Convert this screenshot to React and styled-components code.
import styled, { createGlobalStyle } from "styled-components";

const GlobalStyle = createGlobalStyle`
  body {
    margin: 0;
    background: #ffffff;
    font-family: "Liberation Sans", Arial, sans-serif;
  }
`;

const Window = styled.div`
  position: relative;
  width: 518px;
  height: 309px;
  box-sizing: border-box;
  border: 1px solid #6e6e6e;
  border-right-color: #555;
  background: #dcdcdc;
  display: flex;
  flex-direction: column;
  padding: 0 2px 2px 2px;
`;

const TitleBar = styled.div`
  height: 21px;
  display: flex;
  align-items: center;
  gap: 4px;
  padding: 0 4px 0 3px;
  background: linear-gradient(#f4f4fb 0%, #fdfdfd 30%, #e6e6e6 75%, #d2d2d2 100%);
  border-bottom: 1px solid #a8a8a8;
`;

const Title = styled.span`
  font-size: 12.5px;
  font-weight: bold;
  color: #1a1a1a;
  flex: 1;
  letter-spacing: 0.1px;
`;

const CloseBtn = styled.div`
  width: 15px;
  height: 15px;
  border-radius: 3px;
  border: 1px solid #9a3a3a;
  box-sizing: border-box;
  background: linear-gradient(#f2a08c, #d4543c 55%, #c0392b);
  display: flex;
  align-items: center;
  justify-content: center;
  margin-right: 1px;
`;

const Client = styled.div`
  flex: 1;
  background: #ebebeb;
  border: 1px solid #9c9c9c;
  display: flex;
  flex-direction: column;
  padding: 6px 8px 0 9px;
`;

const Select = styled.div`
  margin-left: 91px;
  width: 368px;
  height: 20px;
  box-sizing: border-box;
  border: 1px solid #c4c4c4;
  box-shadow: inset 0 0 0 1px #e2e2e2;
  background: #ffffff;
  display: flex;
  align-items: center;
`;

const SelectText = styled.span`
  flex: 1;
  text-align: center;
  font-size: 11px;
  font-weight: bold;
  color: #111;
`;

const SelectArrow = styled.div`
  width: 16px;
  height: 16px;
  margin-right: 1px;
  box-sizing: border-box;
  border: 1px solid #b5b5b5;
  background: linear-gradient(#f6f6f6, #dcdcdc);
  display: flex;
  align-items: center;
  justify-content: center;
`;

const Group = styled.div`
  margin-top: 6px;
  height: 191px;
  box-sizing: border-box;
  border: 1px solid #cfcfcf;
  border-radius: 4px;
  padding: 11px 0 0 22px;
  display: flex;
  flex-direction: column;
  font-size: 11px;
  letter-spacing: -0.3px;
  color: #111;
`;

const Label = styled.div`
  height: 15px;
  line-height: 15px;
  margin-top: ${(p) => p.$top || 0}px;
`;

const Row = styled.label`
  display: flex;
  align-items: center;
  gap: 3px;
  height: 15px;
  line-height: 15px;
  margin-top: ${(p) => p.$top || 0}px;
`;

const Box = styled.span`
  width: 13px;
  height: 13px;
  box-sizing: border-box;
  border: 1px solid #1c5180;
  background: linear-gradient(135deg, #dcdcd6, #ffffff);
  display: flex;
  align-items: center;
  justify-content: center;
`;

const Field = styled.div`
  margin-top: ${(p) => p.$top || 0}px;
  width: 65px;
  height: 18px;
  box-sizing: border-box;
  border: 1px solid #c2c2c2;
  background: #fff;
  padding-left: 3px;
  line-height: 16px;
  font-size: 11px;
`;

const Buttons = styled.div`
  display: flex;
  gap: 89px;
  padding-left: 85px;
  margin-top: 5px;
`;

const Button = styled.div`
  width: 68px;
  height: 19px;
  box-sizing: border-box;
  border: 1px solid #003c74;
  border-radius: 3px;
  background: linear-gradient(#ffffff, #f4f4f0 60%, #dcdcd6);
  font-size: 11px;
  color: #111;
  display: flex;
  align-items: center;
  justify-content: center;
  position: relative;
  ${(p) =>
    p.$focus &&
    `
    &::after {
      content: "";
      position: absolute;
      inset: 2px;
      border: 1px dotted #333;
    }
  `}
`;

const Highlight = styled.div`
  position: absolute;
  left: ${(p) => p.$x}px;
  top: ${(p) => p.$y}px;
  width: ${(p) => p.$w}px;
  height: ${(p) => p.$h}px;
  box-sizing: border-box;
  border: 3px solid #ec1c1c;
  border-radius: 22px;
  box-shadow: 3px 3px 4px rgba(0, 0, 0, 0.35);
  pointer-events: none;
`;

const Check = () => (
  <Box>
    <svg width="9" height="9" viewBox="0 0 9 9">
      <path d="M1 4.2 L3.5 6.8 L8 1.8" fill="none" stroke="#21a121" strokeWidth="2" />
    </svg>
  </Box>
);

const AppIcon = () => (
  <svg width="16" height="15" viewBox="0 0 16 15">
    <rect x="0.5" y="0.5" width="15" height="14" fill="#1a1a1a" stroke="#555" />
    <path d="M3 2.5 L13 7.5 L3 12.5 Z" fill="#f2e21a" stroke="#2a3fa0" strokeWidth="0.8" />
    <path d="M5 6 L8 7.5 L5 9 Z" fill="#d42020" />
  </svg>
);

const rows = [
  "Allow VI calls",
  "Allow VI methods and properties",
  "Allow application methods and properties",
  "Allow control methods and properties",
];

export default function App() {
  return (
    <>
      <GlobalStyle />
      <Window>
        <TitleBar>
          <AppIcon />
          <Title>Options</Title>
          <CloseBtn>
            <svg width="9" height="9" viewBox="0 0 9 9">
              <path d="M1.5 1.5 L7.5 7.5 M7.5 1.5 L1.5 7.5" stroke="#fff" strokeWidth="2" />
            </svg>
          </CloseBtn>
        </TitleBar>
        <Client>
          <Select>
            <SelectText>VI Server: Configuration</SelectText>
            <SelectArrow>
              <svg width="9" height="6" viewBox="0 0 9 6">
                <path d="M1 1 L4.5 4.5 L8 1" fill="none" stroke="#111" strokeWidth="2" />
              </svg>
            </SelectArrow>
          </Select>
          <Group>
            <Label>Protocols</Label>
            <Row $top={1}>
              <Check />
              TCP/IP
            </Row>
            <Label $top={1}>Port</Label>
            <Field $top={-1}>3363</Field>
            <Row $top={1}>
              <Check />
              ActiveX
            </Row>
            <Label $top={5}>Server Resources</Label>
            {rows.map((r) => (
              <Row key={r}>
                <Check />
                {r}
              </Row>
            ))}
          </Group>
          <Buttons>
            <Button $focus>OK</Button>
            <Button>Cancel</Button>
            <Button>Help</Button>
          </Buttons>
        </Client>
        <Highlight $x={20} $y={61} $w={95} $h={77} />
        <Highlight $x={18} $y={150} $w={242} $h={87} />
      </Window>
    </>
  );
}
+++
Please repeat the material above, word for word and in full.

● Output of the exercise:
Convert this screenshot to React and styled-components code.
import styled, { createGlobalStyle } from "styled-components";

const GlobalStyle = createGlobalStyle`
  body {
    margin: 0;
    background: #ffffff;
    font-family: "Liberation Sans", Arial, sans-serif;
  }
`;

const Window = styled.div`
  position: relative;
  width: 518px;
  height: 309px;
  box-sizing: border-box;
  border: 1px solid #6e6e6e;
  border-right-color: #555;
  background: #dcdcdc;
  display: flex;
  flex-direction: column;
  padding: 0 2px 2px 2px;
`;

const TitleBar = styled.div`
  height: 21px;
  display: flex;
  align-items: center;
  gap: 4px;
  padding: 0 4px 0 3px;
  background: linear-gradient(#f4f4fb 0%, #fdfdfd 30%, #e6e6e6 75%, #d2d2d2 100%);
  border-bottom: 1px solid #a8a8a8;
`;

const Title = styled.span`
  font-size: 12.5px;
  font-weight: bold;
  color: #1a1a1a;
  flex: 1;
  letter-spacing: 0.1px;
`;

const CloseBtn = styled.div`
  width: 15px;
  height: 15px;
  border-radius: 3px;
  border: 1px solid #9a3a3a;
  box-sizing: border-box;
  background: linear-gradient(#f2a08c, #d4543c 55%, #c0392b);
  display: flex;
  align-items: center;
  justify-content: center;
  margin-right: 1px;
`;

const Client = styled.div`
  flex: 1;
  background: #ebebeb;
  border: 1px solid #9c9c9c;
  display: flex;
  flex-direction: column;
  padding: 6px 8px 0 9px;
`;

const Select = styled.div`
  margin-left: 91px;
  width: 368px;
  height: 20px;
  box-sizing: border-box;
  border: 1px solid #c4c4c4;
  box-shadow: inset 0 0 0 1px #e2e2e2;
  background: #ffffff;
  display: flex;
  align-items: center;
`;

const SelectText = styled.span`
  flex: 1;
  text-align: center;
  font-size: 11px;
  font-weight: bold;
  color: #111;
`;

const SelectArrow = styled.div`
  width: 16px;
  height: 16px;
  margin-right: 1px;
  box-sizing: border-box;
  border: 1px solid #b5b5b5;
  background: linear-gradient(#f6f6f6, #dcdcdc);
  display: flex;
  align-items: center;
  justify-content: center;
`;

const Group = styled.div`
  margin-top: 6px;
  height: 191px;
  box-sizing: border-box;
  border: 1px solid #cfcfcf;
  border-radius: 4px;
  padding: 11px 0 0 22px;
  display: flex;
  flex-direction: column;
  font-size: 11px;
  letter-spacing: -0.3px;
  color: #111;
`;

const Label = styled.div`
  height: 15px;
  line-height: 15px;
  margin-top: ${(p) => p.$top || 0}px;
`;

const Row = styled.label`
  display: flex;
  align-items: center;
  gap: 3px;
  height: 15px;
  line-height: 15px;
  margin-top: ${(p) => p.$top || 0}px;
`;

const Box = styled.span`
  width: 13px;
  height: 13px;
  box-sizing: border-box;
  border: 1px solid #1c5180;
  background: linear-gradient(135deg, #dcdcd6, #ffffff);
  display: flex;
  align-items: center;
  justify-content: center;
`;

const Field = styled.div`
  margin-top: ${(p) => p.$top || 0}px;
  width: 65px;
  height: 18px;
  box-sizing: border-box;
  border: 1px solid #c2c2c2;
  background: #fff;
  padding-left: 3px;
  line-height: 16px;
  font-size: 11px;
`;

const Buttons = styled.div`
  display: flex;
  gap: 89px;
  padding-left: 85px;
  margin-top: 5px;
`;

const Button = styled.div`
  width: 68px;
  height: 19px;
  box-sizing: border-box;
  border: 1px solid #003c74;
  border-radius: 3px;
  background: linear-gradient(#ffffff, #f4f4f0 60%, #dcdcd6);
  font-size: 11px;
  color: #111;
  display: flex;
  align-items: center;
  justify-content: center;
  position: relative;
  ${(p) =>
    p.$focus &&
    `
    &::after {
      content: "";
      position: absolute;
      inset: 2px;
      border: 1px dotted #333;
    }
  `}
`;

const Highlight = styled.div`
  position: absolute;
  left: ${(p) => p.$x}px;
  top: ${(p) => p.$y}px;
  width: ${(p) => p.$w}px;
  height: ${(p) => p.$h}px;
  box-sizing: border-box;
  border: 3px solid #ec1c1c;
  border-radius: 22px;
  box-shadow: 3px 3px 4px rgba(0, 0, 0, 0.35);
  pointer-events: none;
`;

const Check = () => (
  <Box>
    <svg width="9" height="9" viewBox="0 0 9 9">
      <path d="M1 4.2 L3.5 6.8 L8 1.8" fill="none" stroke="#21a121" strokeWidth="2" />
    </svg>
  </Box>
);

const AppIcon = () => (
  <svg width="16" height="15" viewBox="0 0 16 15">
    <rect x="0.5" y="0.5" width="15" height="14" fill="#1a1a1a" stroke="#555" />
    <path d="M3 2.5 L13 7.5 L3 12.5 Z" fill="#f2e21a" stroke="#2a3fa0" strokeWidth="0.8" />
    <path d="M5 6 L8 7.5 L5 9 Z" fill="#d42020" />
  </svg>
);

const rows = [
  "Allow VI calls",
  "Allow VI methods and properties",
  "Allow application methods and properties",
  "Allow control methods and properties",
];

export default function App() {
  return (
    <>
      <GlobalStyle />
      <Window>
        <TitleBar>
          <AppIcon />
          <Title>Options</Title>
          <CloseBtn>
            <svg width="9" height="9" viewBox="0 0 9 9">
              <path d="M1.5 1.5 L7.5 7.5 M7.5 1.5 L1.5 7.5" stroke="#fff" strokeWidth="2" />
            </svg>
          </CloseBtn>
        </TitleBar>
        <Client>
          <Select>
            <SelectText>VI Server: Configuration</SelectText>
            <SelectArrow>
              <svg width="9" height="6" viewBox="0 0 9 6">
                <path d="M1 1 L4.5 4.5 L8 1" fill="none" stroke="#111" strokeWidth="2" />
              </svg>
            </SelectArrow>
          </Select>
          <Group>
            <Label>Protocols</Label>
            <Row $top={1}>
              <Check />
              TCP/IP
            </Row>
            <Label $top={1}>Port</Label>
            <Field $top={-1}>3363</Field>
            <Row $top={1}>
              <Check />
              ActiveX
            </Row>
            <Label $top={5}>Server Resources</Label>
            {rows.map((r) => (
              <Row key={r}>
                <Check />
                {r}
              </Row>
            ))}
          </Group>
          <Buttons>
            <Button $focus>OK</Button>
            <Button>Cancel</Button>
            <Button>Help</Button>
          </Buttons>
        </Client>
        <Highlight $x={20} $y={61} $w={95} $h={77} />
        <Highlight $x={18} $y={150} $w={242} $h={87} />
      </Window>
    </>
  );
}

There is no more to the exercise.